Posted By: happyreader Re: Sports for the non-sporty - 07/11/12 01:01 AM
Evemomma- I am very familiar with competitive marching band and color guard. I would love for dd to be involved with that in some way when the time comes. In fact, we are taking her to some drum corps shows this summer. Maybe she'll get the bug . . .
Posted By: Kjj Re: Sports for the non-sporty - 07/13/12 02:11 PM
We are not big fans of organized sports, and (shockingly, ha ha) the kids don't seem to enjoy them either.

We do yoga, horseback riding, ice skating, golf, and dance.

I occasionally play tennis but get annoyed with the woman drama of neighborhood teams.

The kids have tried soccer and tennis and didn't enjoy either one, but the older one loves ice skating and takes lessons 2x a week, and the younger one likes dancing and has two classes.

For us, it's not about the competition or being excellent, it's just about getting your body moving and "having a sport" as we call it. Gotta have a sport!
Posted By: jack'smom Re: Sports for the non-sporty - 07/13/12 02:29 PM
My older one is taking fencing lessons, and he really likes it. Apparently fencing is not sword-fighting, like Errol Flynn. It's fairly cerebral and an individual sport.
We go to a local fencing academy, where the teachers are very nice and low-key. I think it could be a long-term love for my son. The older kids who are fencing come in all shapes and sizes- tall, small, overweight, skinny. With so many sports, you need to be a big kid, but I guess at least at this level, you don't need to for fencing.
Posted By: Evemomma Re: Sports for the non-sporty - 07/13/12 03:58 PM
Originally Posted by happyreader
Evemomma- I am very familiar with competitive marching band and color guard. I would love for dd to be involved with that in some way when the time comes. In fact, we are taking her to some drum corps shows this summer. Maybe she'll get the bug . . .


LOVE Drum Corps! My sister marched Blue Coats in the 90's..we went to DCI finals last
year in Indy. Getting your DD involved in dance now (if she has interest in gaurd) will
help her greatly. Equipment work can be learned...grace takes longer. I am going to Memphis in 2 weeks to do choreo with my sister's gaurd. I can't wait!
Posted By: lmp Re: Sports for the non-sporty - 07/13/12 04:29 PM
DD is very small (8.75 yo and 49inches) and I think uncoordinated. Team sports are not good for her.
So far she has taken to - martial arts (she really loves it and chooses this over dance), skiing/snowboarding (wow, this is a true passion for her and we are thrilled), she's trying archery soon, and running 5ks (it's fun for her and relatively easy, she just enters races, practicing only once on the treadmill before the race).
Posted By: Twoplustwins Re: Sports for the non-sporty - 07/16/12 02:57 AM
My most sensitive child is the one who loves animals the most. I think he bonds with them like friends because he makes so few. I would suggest if you do not have a dog yourself maybe she walk someone's dog if your reason for activity is not to socialize her.
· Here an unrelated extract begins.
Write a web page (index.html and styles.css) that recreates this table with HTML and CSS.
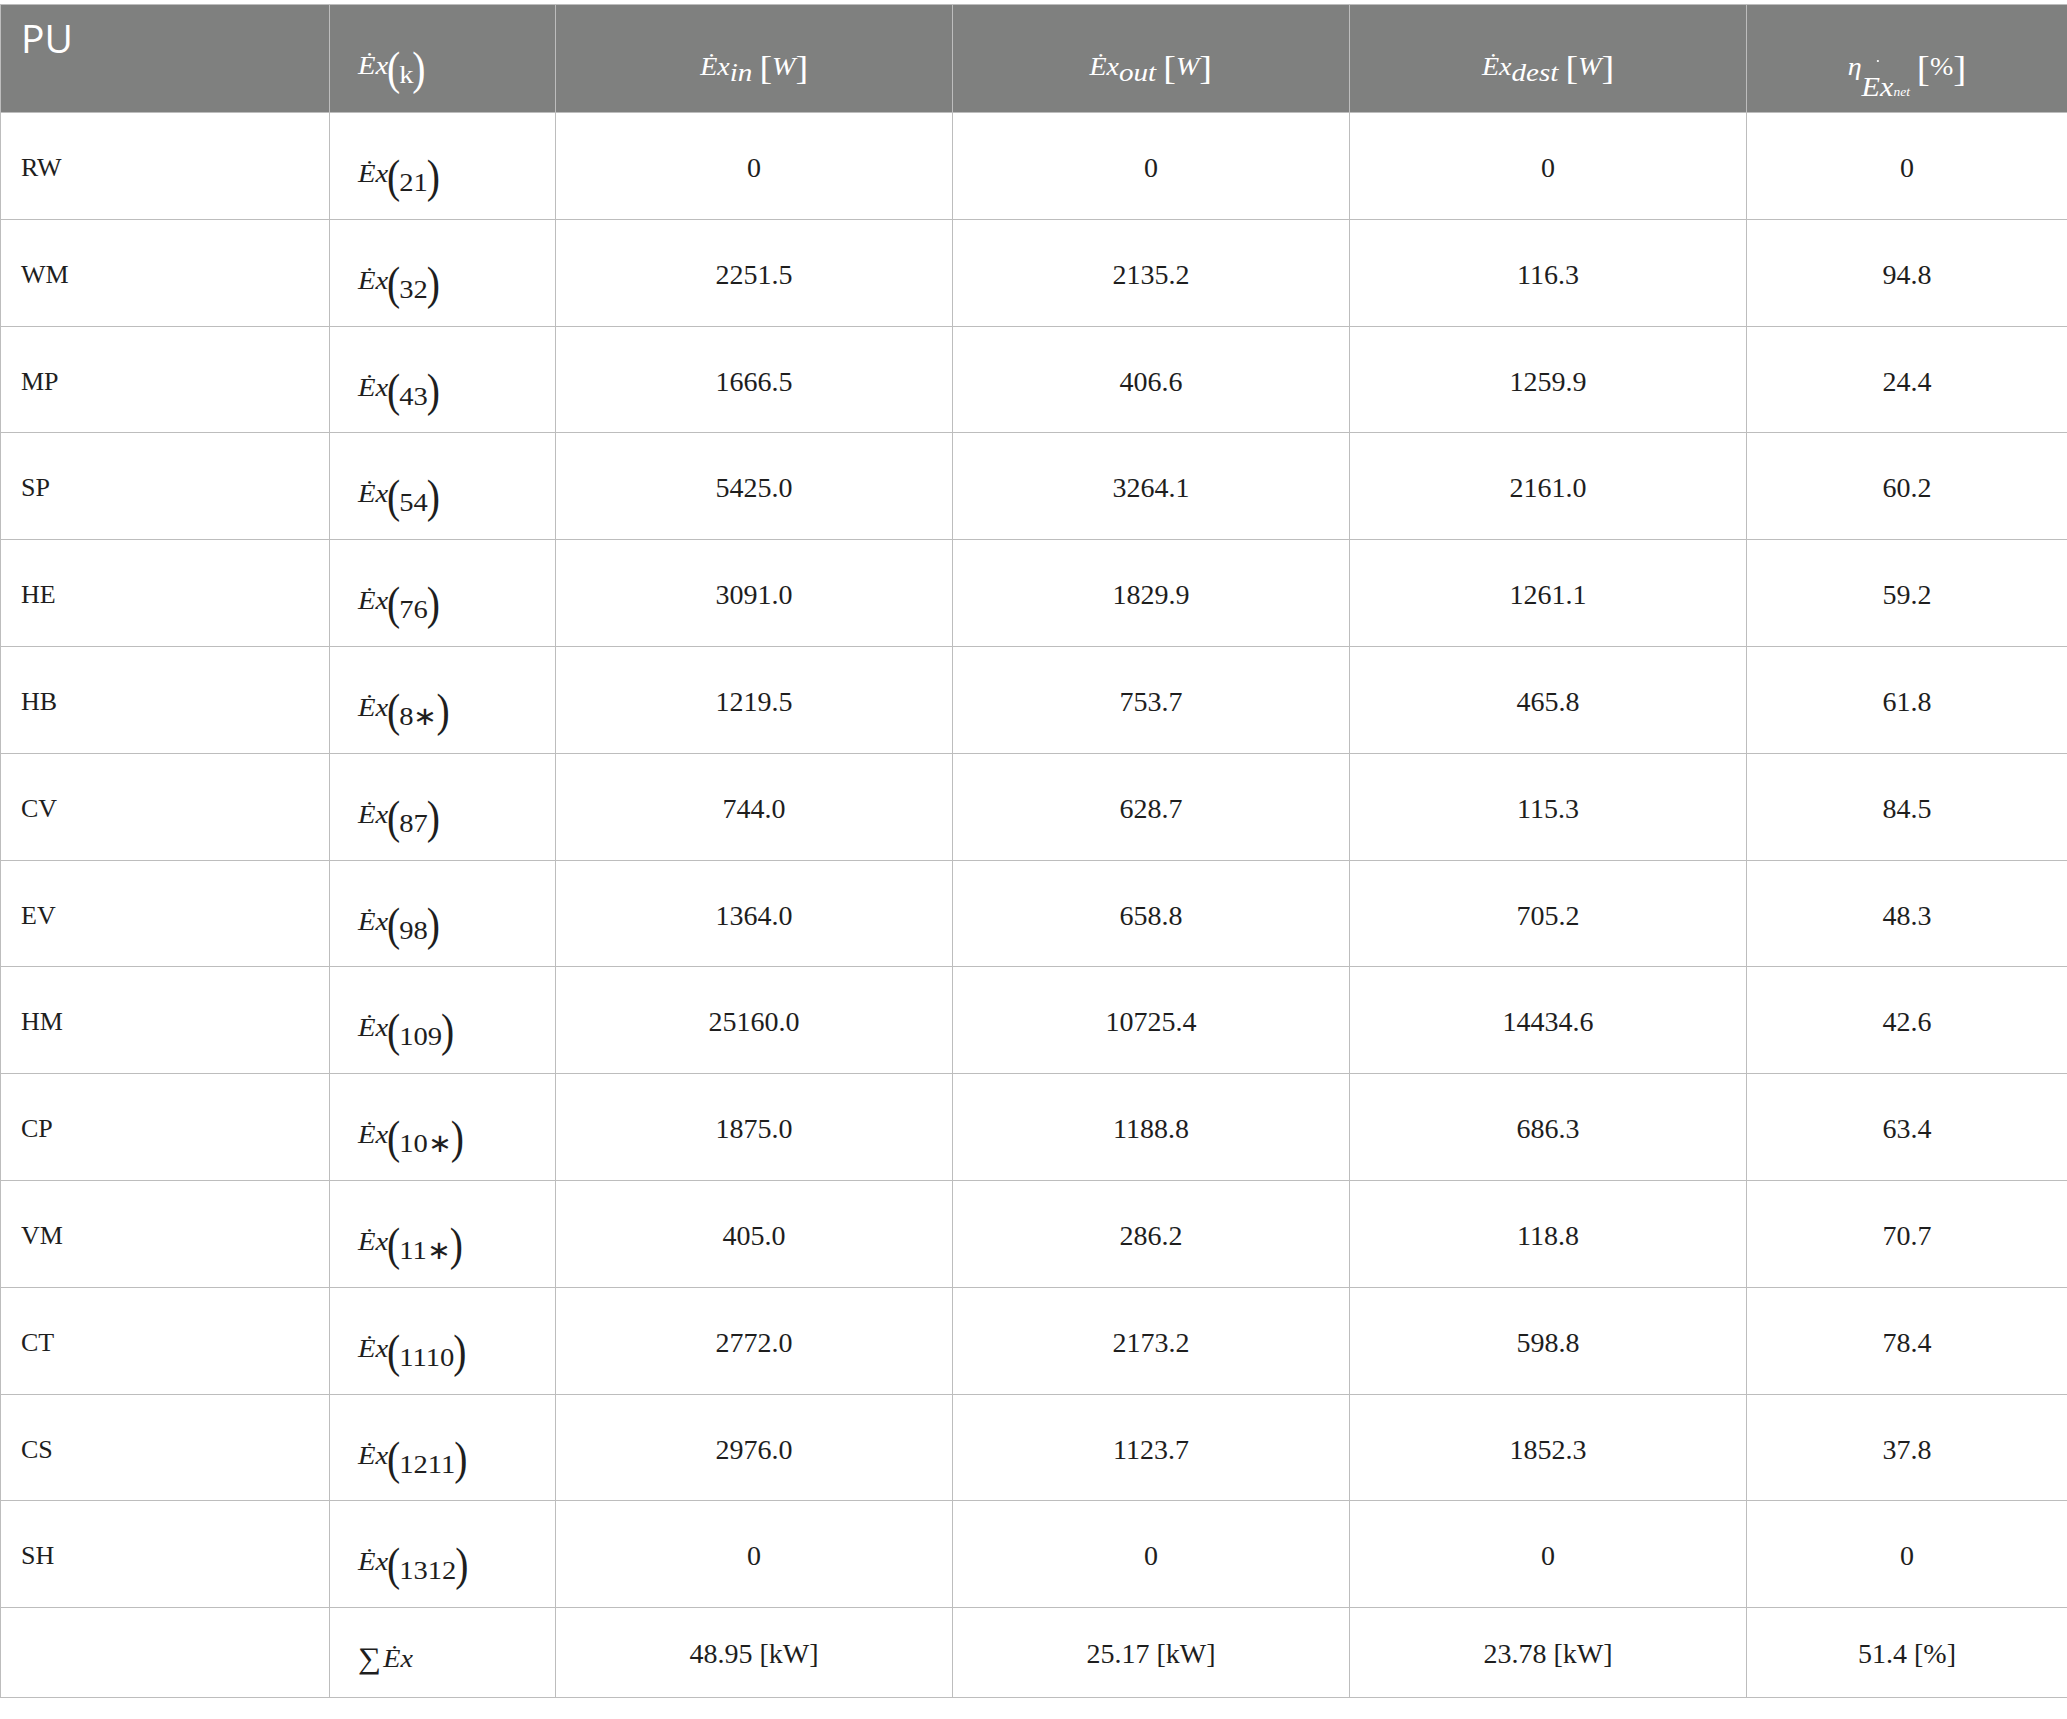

My son is very excited to sign up for the volunteer class at our local shelter so that he can start walking dogs there. This is a great ways to stay moving but he's so excited to just be near the animals. Hiking is also something he enjoys, again for the peace and the time to think.
Posted By: Michelle6 Re: Sports for the non-sporty - 07/23/12 01:46 PM
My son was in a similar situation. I put him in Martial Arts, of all things, and he excelled at it. You have to shop around to find a good instructor, since many of them just take your money and hand out belts. But if you can find one who takes the time to teach, it's been wonderful for my son. You can progress at your own pace (if you don't get that belt this time, you can always do it next time), there are constant small goals to reach, and they lead to a bigger goal (black belt!) It also teaches discipline and a good work ethic, which are often difficult to learn for a child who breezes through school with little effort. It's also not direct competition between one kid and another - which helped a lot until he started to get the hang of it. Once he did, I allowed him to start going to tournaments. He now has several shelves full of trophies and medals, and recently told me that he is planning on becoming state champion for his age division.
It's not for everyone, of course, but it has worked very well for him - and there are also several other kids in his class who I suspect are gifted as well. So the added bonus is making friends with "smart" kids of various ages - so he doesn't feel like a misfit.
Posted By: KJP Re: Sports for the non-sporty - 07/23/12 05:54 PM
During our follow up with the testing psychologist sports came up and the psychologist recommended we not put our son in team sports unless he asked to participate. I thought that was odd but he said most gifted kids don't like team sports. He suggested tennis (only because he was familiar with a local program)
Posted By: st pauli girl Re: Sports for the non-sporty - 07/23/12 06:14 PM
Originally Posted by KJP
During our follow up with the testing psychologist sports came up and the psychologist recommended we not put our son in team sports unless he asked to participate. I thought that was odd but he said most gifted kids don't like team sports. He suggested tennis (only because he was familiar with a local program)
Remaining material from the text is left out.